In vielen Häusern waren schwere Schäden zu verzeichnen. Der Gesamtschaden wurde damals auf 1 Millionen Mark beziffert . Ein besonderes „Nadelöhr” für den Abfluß der Emmer im Hochwasserfall war die Region vor der Emmerbrücke. Neben einer intakten Stadtmauer war es unbedingt erforderlich, den Wassserabfluß der Emmer nicht durch ein ungeeignes Brückenbauwerk unnötig zu behindern. Die heutige Emmerbrücke erfüllt den Zweck durch ihre weitreichenden Brückenbögen, frühere Brückenbauwerke beschränkten ihre gemauerten Steinbögen auf das Nötigste, ergänzt wurden diese Bauwerke jedoch durch Pfahlkonstruktionen.

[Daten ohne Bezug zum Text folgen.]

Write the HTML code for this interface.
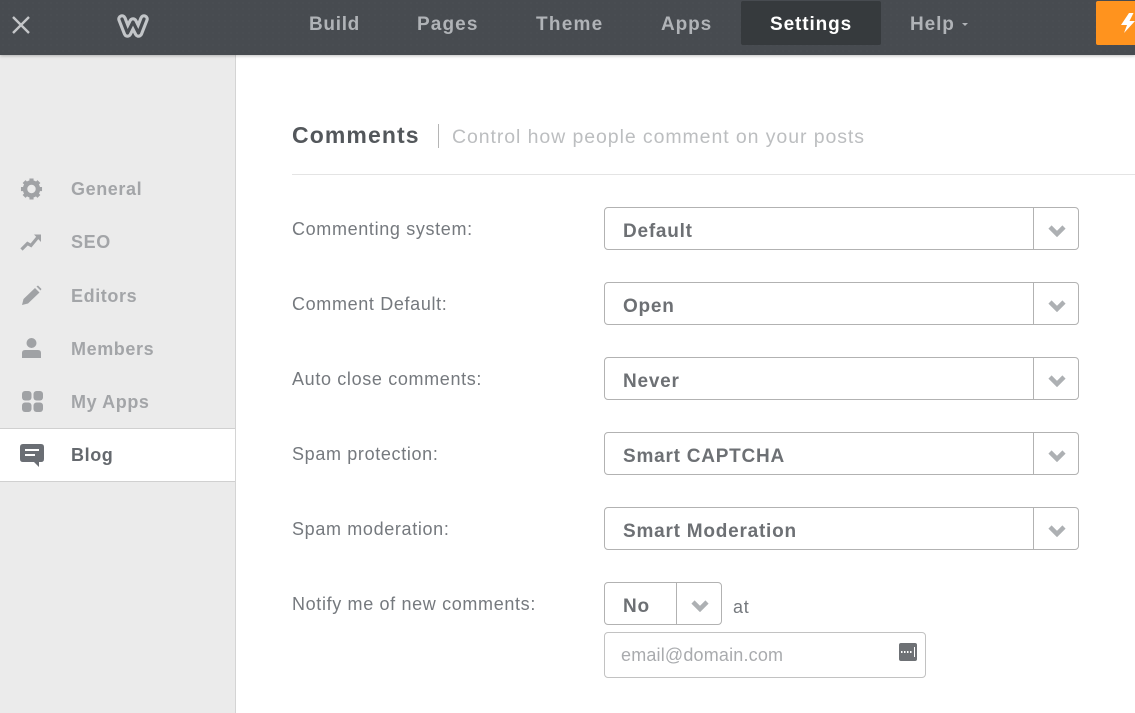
<!DOCTYPE html>
<html><head><meta charset="utf-8"><style>
html,body{margin:0;padding:0}
body{width:1135px;height:713px;overflow:hidden;position:relative;background:#fff;font-family:"Liberation Sans",sans-serif}
.a{position:absolute;white-space:nowrap}
#top{left:0;top:0;width:1135px;height:55px;background-color:#474b50;background-image:radial-gradient(#4f5358 0.6px,transparent 0.7px);background-size:6px 6px;box-shadow:0 1px 3px rgba(0,0,0,.25);z-index:3}
.nav{top:14px;font-size:19px;line-height:22px;font-weight:bold;color:#b0b3b7;letter-spacing:.9px}
#side{left:0;top:55px;width:235px;height:658px;background:#ebebeb;border-right:1px solid #d4d4d4}
.si{left:71px;font-size:18px;line-height:20px;font-weight:bold;color:#a3a5a8;letter-spacing:.6px}
.lb{left:292px;font-size:18px;line-height:20px;color:#75797e;letter-spacing:.65px}
.sel{left:604px;width:473px;height:41px;border:1px solid #b2b2b2;border-radius:4px;background:#fff}
.sel b{position:absolute;left:18px;top:13px;font-size:19px;line-height:21px;color:#6d7074;letter-spacing:.77px}
.sel i{position:absolute;right:44px;top:0;height:41px;border-left:1px solid #b2b2b2}
.sel svg{position:absolute;right:12px;top:17px}
</style></head><body>
<div class="a" id="top">
<svg class="a" style="left:11px;top:15px" width="20" height="20" viewBox="0 0 20 20"><path d="M2 2L18 18M18 2L2 18" stroke="#c4c6c9" stroke-width="2.4" fill="none"/></svg>
<svg class="a" style="left:116px;top:13px" width="34" height="26" viewBox="0 0 34 26"><path d="M6 6L11.500 20L17 9L22.500 20L28 6" fill="none" stroke="#c2c5c8" stroke-width="9.500" stroke-linejoin="round" stroke-linecap="round"/><path d="M6 6L11.500 20L17 9L22.500 20L28 6" fill="none" stroke="#474b50" stroke-width="3.200" stroke-linejoin="round" stroke-linecap="round"/></svg>
<div class="a nav" style="left:309px;letter-spacing:.7px">Build</div>
<div class="a nav" style="left:417px;letter-spacing:1.1px">Pages</div>
<div class="a nav" style="left:536px;letter-spacing:1.25px">Theme</div>
<div class="a nav" style="left:661px">Apps</div>
<div class="a" style="left:741px;top:1px;width:140px;height:44px;background:#363a3d;border-radius:2px"></div>
<div class="a nav" style="left:770px;color:#fff">Settings</div>
<div class="a nav" style="left:910px">Help</div>
<div class="a" style="left:962px;top:23px;width:0;height:0;border:3.500px solid transparent;border-top:3px solid #b0b3b7;border-bottom:0"></div>
<div class="a" style="left:1096px;top:1px;width:39px;height:44px;background:#ff931e;border-radius:2px 0 0 2px"></div>
<svg class="a" style="left:1120px;top:13px" width="15" height="21" viewBox="0 0 15 21"><path d="M9 0L1 12H7L4 20L15 8H9.500L13.500 0Z" fill="#fff"/></svg>
</div>

<div class="a" id="side"></div>
<div class="a" style="left:0;top:428px;width:235px;height:52px;background:#fff;border-top:1px solid #d0d0d0;border-bottom:1px solid #d0d0d0"></div>

<svg class="a" style="left:20px;top:178px" width="23" height="22" viewBox="0 0 24 24"><path d="M12 0.500V23.500M0.500 12H23.500M3.900 3.900L20.100 20.100M20.100 3.900L3.900 20.100" stroke="#a0a2a5" stroke-width="4.500"/><circle cx="12" cy="12" r="7" fill="none" stroke="#a0a2a5" stroke-width="5"/><circle cx="12" cy="12" r="4.600" fill="#ebebeb"/></svg>
<div class="a si" style="top:179px">General</div>
<svg class="a" style="left:20px;top:232px" width="22" height="20" viewBox="0 0 22 20"><path d="M1.500 17.500L7.500 11.500L11 13.500L18 5" fill="none" stroke="#a0a2a5" stroke-width="3.200"/><path d="M14 2.500H21V10Z" fill="#a0a2a5"/></svg>
<div class="a si" style="top:232px">SEO</div>
<svg class="a" style="left:21px;top:285px" width="21" height="21" viewBox="0 0 21 21"><path d="M1 20L2.500 14L14 3L18.500 7.500L7 18.500Z M15.500 1.500L17 0.500L20.500 4L19.500 5.500Z" fill="#a0a2a5"/></svg>
<div class="a si" style="top:286px">Editors</div>
<svg class="a" style="left:21px;top:337px" width="21" height="22" viewBox="0 0 21 22"><circle cx="10.500" cy="6" r="5" fill="#a0a2a5"/><path d="M1 21V16Q1 13 4 13H17Q20 13 20 16V21Z" fill="#a0a2a5"/></svg>
<div class="a si" style="top:339px">Members</div>
<svg class="a" style="left:22px;top:391px" width="21" height="21" viewBox="0 0 21 21" fill="#a0a2a5"><rect width="9.500" height="9.500" rx="3"/><rect x="11.500" width="9.500" height="9.500" rx="3"/><rect y="11.500" width="9.500" height="9.500" rx="3"/><rect x="11.500" y="11.500" width="9.500" height="9.500" rx="3"/></svg>
<div class="a si" style="top:392px">My Apps</div>
<svg class="a" style="left:20px;top:444px" width="24" height="23" viewBox="0 0 24 23"><path d="M3 0H21Q24 0 24 3V15Q24 18 21 18H19V23L14 18H3Q0 18 0 15V3Q0 0 3 0Z" fill="#6a6e74"/><path d="M5 6H19M5 11H15" stroke="#fff" stroke-width="2"/></svg>
<div class="a si" style="top:445px;color:#65696e">Blog</div>

<div class="a" style="left:292px;top:121px;font-size:23px;line-height:28px;font-weight:bold;color:#53575b;letter-spacing:1.1px">Comments</div>
<div class="a" style="left:438px;top:124px;width:1px;height:24px;background:#b5b5b5"></div>
<div class="a" style="left:452px;top:126px;font-size:19.500px;line-height:22px;color:#bcbec0;letter-spacing:.92px">Control how people comment on your posts</div>
<div class="a" style="left:292px;top:174px;width:843px;height:1px;background:#e4e4e4"></div>

<div class="a lb" style="top:219px">Commenting system:</div>
<div class="a sel" style="top:207px"><b>Default</b><i></i><svg width="18" height="12" viewBox="0 0 18 12"><path d="M2 2L9 9L16 2" fill="none" stroke="#adb0b3" stroke-width="4.500"/></svg></div>
<div class="a lb" style="top:294px">Comment Default:</div>
<div class="a sel" style="top:282px"><b>Open</b><i></i><svg width="18" height="12" viewBox="0 0 18 12"><path d="M2 2L9 9L16 2" fill="none" stroke="#adb0b3" stroke-width="4.500"/></svg></div>
<div class="a lb" style="top:369px">Auto close comments:</div>
<div class="a sel" style="top:357px"><b>Never</b><i></i><svg width="18" height="12" viewBox="0 0 18 12"><path d="M2 2L9 9L16 2" fill="none" stroke="#adb0b3" stroke-width="4.500"/></svg></div>
<div class="a lb" style="top:444px">Spam protection:</div>
<div class="a sel" style="top:432px"><b>Smart CAPTCHA</b><i></i><svg width="18" height="12" viewBox="0 0 18 12"><path d="M2 2L9 9L16 2" fill="none" stroke="#adb0b3" stroke-width="4.500"/></svg></div>
<div class="a lb" style="top:519px">Spam moderation:</div>
<div class="a sel" style="top:507px"><b>Smart Moderation</b><i></i><svg width="18" height="12" viewBox="0 0 18 12"><path d="M2 2L9 9L16 2" fill="none" stroke="#adb0b3" stroke-width="4.500"/></svg></div>
<div class="a lb" style="top:594px">Notify me of new comments:</div>
<div class="a sel" style="top:582px;width:116px"><b>No</b><i></i><svg width="18" height="12" viewBox="0 0 18 12"><path d="M2 2L9 9L16 2" fill="none" stroke="#adb0b3" stroke-width="4.500"/></svg></div>
<div class="a" style="left:733px;top:597px;font-size:18px;line-height:20px;color:#75797e;letter-spacing:.8px">at</div>
<div class="a" style="left:604px;top:632px;width:320px;height:44px;border:1px solid #c2c2c2;border-radius:4px;background:#fff"></div>
<div class="a" style="left:621px;top:645px;font-size:18px;line-height:21px;color:#a9abae;letter-spacing:.18px">email@domain.com</div>
<svg class="a" style="left:899px;top:643px" width="18" height="18" viewBox="0 0 18 18"><rect width="18" height="18" rx="2" fill="#6e7175"/><path d="M2 9H3.500M5 9H6.500M8 9H9.500M11 9H12.500" stroke="#fff" stroke-width="2"/><path d="M15.500 4V14" stroke="#fff" stroke-width="1"/></svg>
</body></html>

Irene Weidauer hat die Hochwasserkatastrophe als Kind erlebt. Ihre Erinnerungen an diese Katastrophe hat sie für uns aufgeschrieben.
Historie der Ortsteile
Die ersten Hinweise über menschliche Tätigkeit im Raum der heutigen Südstadt stammen aus der Mittelsteinzeit. Aus der Jungsteinzeit sind Steinbeile (Elbrinxen, Wörderfeld, Hummersen und Rischenau) gefunden worden. Auch gibt es Relikte aus der Bronzezeit (Hügelgräber Falkenhagen - Henkenbrink, Sabbenhausen und Hummersen).
Der Raum um die heutigen Ortschaften Elbrinxen, Falkenhagen, Hummersen, Köterberg, Niese, Rischenau, Sabbenhausen und Wörderfeld verblieb um 1180 bei der Restgrafschaft Schwalenberg. Gegen Ende des 13. Jahrhunderts gründeten die Schwalenberger Grafen Burg und Stadt Rischenau.

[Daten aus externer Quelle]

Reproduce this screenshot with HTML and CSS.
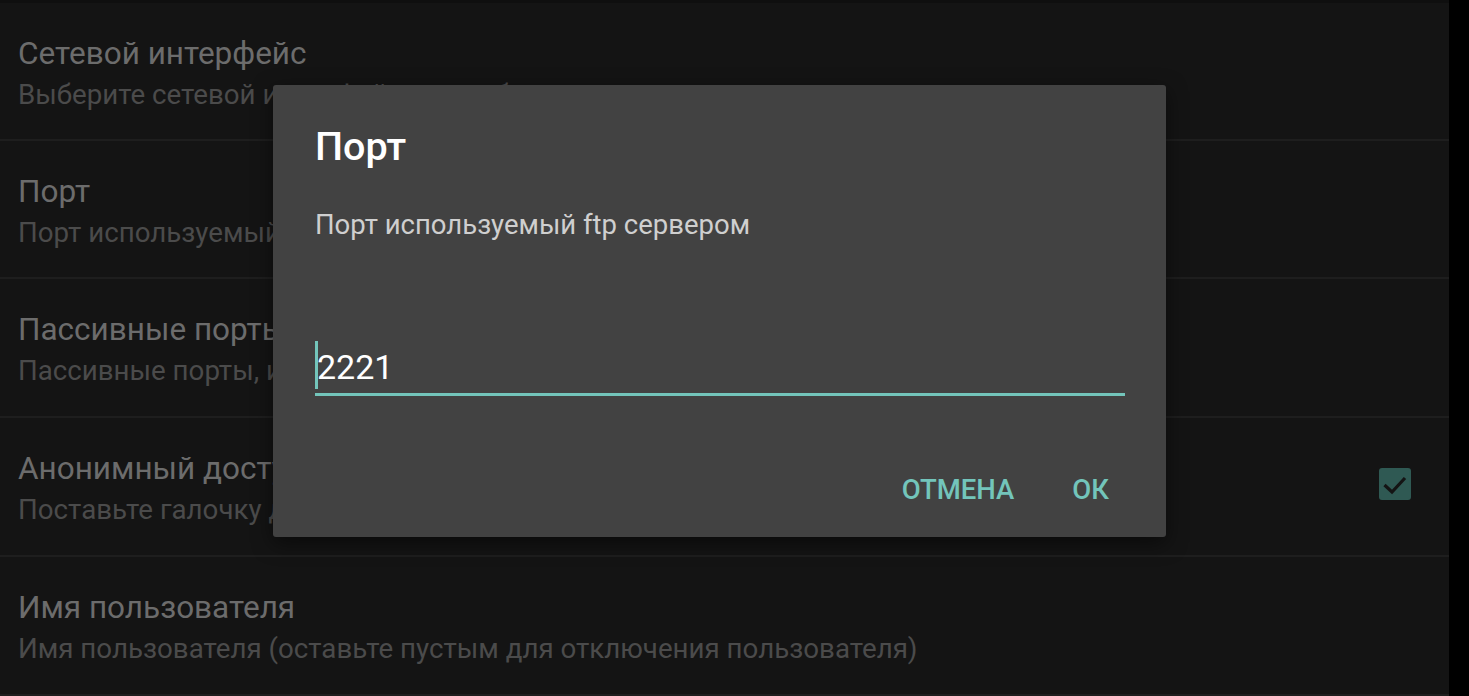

Die Zeit des 14. Jahrhunderts war gekennzeichnet durch ständige Verpfändungen, Verkäufe und Wiedereinlösungen von Gebietsteilen, durch Seuchen und durch Fehden, die der Weiterentwicklung des Raumes nicht dienlich waren. In der Eversteiner Fehde (1407) bzw. in der Soester Fehde (1447) wurden Falkenhagen und Rischenau sowie viele umliegende Dörfer zerstört, die zerstörten Dörfer waren lange Zeit nicht mehr bewohnt. Falkenhagen lag lange Jahre verlassen, andere Siedlungen verschwanden für immer.
In der ersten Hälfte des 16. Jahrhunderts wurden die Dörfer Hummersen, Köterberg, Sabbenhausen, Niese und Wörderfeld neu besiedelt.
In Rischenau waren im 19. Jahrhundert eine Hessische und eine Thurn- und Taxische Posthalterei. Die Posthalterei wurde 1905 aufgelöst.
Die Ortschaften können heute eine gesunde städtebauliche Entwicklung vorweisen, sie sind Wohn- und Arbeitsplatz für viele Bürger geworden und sind auch im Bereich des Fremdenverkehrs aktiv. Auch wurden zahlreiche Preise in den Wettbewerben “Unser Dorf soll schöner werden” (Bundes- und Landesebene) erzielt.